Extract each line of the records below that contains the word "this".

================

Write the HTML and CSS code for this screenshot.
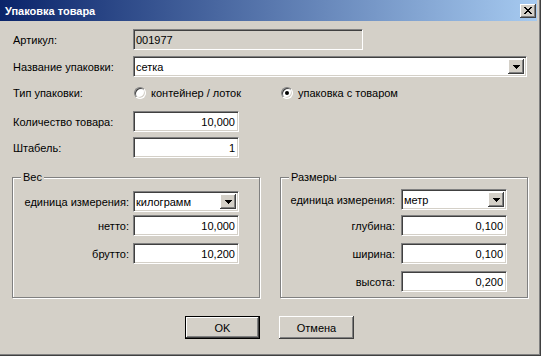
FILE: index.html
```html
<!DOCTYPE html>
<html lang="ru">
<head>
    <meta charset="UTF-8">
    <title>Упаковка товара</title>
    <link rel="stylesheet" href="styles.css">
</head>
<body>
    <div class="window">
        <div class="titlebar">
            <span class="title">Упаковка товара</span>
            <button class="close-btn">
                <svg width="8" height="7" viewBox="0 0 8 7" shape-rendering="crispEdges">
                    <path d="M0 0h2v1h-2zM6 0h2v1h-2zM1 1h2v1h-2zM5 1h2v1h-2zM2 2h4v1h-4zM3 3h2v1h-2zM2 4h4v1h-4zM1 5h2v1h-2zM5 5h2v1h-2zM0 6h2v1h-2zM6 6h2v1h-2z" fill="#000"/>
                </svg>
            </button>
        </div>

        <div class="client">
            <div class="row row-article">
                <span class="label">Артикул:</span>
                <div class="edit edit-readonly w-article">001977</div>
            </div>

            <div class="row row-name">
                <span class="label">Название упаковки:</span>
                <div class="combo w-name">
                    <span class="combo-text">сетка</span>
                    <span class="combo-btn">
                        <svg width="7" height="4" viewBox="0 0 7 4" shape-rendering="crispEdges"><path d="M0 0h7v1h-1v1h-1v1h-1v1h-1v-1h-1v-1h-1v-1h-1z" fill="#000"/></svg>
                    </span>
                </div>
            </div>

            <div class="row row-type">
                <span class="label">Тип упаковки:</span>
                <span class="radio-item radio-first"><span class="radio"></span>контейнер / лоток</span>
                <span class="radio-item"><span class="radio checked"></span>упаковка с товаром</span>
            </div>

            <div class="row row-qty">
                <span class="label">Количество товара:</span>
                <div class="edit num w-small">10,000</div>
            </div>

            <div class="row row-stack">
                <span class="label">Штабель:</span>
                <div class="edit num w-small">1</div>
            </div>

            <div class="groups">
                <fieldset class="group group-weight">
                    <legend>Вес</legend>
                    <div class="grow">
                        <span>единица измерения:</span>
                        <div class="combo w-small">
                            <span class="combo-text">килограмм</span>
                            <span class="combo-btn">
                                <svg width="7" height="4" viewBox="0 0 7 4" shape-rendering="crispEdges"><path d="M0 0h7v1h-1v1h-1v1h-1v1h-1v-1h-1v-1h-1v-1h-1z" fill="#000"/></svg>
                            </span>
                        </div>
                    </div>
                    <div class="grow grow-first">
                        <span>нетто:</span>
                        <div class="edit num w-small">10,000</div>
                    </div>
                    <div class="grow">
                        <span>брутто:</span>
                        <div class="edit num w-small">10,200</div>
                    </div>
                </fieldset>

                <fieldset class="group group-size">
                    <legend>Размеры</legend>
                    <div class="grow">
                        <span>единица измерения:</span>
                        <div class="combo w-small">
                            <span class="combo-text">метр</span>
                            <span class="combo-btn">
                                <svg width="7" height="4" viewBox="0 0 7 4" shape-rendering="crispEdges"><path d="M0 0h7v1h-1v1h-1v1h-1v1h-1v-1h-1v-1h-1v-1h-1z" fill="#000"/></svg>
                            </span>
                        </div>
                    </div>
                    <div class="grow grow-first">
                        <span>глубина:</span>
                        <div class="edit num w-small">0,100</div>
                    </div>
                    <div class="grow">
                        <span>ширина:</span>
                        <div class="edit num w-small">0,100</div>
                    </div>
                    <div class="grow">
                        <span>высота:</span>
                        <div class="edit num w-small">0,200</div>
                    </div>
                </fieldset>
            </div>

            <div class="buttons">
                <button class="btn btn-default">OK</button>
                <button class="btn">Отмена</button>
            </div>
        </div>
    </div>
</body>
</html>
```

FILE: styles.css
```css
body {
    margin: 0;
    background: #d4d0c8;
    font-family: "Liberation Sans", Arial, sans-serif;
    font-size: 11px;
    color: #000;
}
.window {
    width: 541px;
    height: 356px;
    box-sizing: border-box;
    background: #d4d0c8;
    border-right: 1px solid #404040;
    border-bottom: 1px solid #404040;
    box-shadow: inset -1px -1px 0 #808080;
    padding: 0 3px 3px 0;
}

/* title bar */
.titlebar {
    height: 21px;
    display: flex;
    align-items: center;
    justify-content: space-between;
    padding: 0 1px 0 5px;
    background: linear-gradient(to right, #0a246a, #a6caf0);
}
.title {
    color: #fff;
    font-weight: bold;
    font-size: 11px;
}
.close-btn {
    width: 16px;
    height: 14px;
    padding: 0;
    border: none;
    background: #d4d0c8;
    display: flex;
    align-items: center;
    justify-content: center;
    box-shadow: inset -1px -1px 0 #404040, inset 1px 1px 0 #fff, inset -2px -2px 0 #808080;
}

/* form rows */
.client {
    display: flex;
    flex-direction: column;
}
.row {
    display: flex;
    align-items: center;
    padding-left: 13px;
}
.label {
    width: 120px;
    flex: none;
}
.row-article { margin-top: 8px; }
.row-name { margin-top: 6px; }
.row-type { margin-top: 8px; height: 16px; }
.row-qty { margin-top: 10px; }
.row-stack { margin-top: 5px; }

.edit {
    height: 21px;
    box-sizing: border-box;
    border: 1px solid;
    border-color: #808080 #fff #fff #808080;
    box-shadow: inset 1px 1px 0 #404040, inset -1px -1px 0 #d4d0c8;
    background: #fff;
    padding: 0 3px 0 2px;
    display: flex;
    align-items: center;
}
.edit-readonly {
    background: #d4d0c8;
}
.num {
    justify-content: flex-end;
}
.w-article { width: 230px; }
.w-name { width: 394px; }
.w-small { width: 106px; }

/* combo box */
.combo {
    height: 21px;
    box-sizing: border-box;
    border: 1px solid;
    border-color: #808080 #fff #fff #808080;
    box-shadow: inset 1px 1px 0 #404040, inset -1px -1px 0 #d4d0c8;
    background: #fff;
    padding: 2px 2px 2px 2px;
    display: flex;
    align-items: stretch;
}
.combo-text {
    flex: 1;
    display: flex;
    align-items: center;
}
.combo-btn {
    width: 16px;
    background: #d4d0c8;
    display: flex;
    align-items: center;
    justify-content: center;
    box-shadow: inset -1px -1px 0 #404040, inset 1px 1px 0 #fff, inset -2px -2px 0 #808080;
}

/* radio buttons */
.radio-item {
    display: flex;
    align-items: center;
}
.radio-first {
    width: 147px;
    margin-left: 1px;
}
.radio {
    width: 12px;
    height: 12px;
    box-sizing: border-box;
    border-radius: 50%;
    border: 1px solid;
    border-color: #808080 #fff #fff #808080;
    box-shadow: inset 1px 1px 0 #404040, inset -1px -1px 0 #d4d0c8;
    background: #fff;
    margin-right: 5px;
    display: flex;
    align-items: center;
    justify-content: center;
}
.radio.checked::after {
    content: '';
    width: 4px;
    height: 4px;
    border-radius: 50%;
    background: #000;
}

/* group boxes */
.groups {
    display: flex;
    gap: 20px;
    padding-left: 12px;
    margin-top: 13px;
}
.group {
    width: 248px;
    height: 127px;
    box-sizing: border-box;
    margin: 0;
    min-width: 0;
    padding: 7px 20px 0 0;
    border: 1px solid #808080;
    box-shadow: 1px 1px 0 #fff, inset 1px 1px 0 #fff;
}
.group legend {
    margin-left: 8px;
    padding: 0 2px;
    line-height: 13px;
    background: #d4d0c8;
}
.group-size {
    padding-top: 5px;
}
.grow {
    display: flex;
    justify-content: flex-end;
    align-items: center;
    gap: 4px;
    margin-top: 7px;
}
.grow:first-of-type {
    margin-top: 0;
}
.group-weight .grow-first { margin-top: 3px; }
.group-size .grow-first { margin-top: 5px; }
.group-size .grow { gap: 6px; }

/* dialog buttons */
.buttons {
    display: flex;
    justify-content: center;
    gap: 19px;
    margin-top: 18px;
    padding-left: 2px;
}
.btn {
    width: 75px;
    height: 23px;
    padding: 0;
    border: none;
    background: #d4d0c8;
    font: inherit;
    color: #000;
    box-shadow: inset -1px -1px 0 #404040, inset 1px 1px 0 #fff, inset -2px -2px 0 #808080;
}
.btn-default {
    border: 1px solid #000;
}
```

================

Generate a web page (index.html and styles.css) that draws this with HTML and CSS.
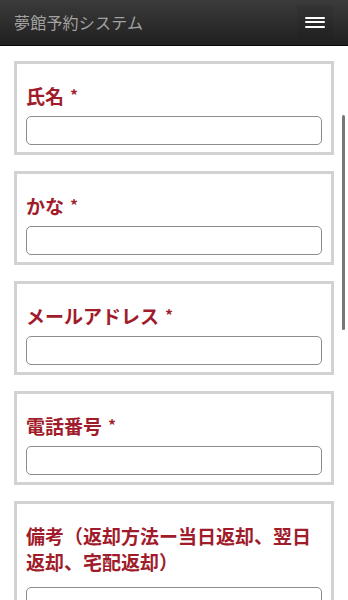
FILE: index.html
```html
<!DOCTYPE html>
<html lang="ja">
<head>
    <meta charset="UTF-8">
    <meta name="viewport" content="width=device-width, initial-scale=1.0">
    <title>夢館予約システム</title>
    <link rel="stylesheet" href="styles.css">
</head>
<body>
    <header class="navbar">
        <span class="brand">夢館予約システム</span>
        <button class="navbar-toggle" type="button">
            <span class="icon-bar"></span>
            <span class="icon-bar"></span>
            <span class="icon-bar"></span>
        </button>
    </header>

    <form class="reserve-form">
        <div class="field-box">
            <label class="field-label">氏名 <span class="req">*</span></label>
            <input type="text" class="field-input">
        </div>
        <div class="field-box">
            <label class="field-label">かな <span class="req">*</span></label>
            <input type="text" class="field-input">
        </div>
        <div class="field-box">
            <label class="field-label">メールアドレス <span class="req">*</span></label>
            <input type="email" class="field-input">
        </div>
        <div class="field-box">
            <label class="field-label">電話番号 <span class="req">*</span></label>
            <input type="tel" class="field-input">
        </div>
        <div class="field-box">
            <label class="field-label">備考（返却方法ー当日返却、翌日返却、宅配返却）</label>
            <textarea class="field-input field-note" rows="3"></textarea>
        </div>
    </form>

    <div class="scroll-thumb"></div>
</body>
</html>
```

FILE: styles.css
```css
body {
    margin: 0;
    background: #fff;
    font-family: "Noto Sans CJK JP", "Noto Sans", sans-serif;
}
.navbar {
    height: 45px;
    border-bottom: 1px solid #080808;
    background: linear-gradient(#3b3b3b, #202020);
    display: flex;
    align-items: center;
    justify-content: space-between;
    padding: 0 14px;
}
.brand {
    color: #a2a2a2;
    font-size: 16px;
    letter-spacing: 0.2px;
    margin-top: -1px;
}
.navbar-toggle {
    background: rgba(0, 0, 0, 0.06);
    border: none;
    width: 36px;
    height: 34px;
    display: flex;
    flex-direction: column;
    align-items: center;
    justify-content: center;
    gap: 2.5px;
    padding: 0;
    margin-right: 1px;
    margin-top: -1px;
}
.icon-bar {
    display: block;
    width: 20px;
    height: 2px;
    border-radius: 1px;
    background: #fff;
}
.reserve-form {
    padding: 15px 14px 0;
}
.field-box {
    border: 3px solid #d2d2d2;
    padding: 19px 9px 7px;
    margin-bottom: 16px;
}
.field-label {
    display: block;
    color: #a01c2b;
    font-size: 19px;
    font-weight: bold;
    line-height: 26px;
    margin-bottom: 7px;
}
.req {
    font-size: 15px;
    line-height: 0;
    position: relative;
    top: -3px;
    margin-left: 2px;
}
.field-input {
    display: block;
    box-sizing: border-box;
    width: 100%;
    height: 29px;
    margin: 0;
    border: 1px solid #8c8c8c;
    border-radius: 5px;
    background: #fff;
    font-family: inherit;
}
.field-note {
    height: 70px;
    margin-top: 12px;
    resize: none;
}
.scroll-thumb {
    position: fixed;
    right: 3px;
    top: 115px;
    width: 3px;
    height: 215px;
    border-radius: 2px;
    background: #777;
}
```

================

• The completed task:
Write the HTML and CSS code for this screenshot.
Generate a web page (index.html and styles.css) that draws this with HTML and CSS.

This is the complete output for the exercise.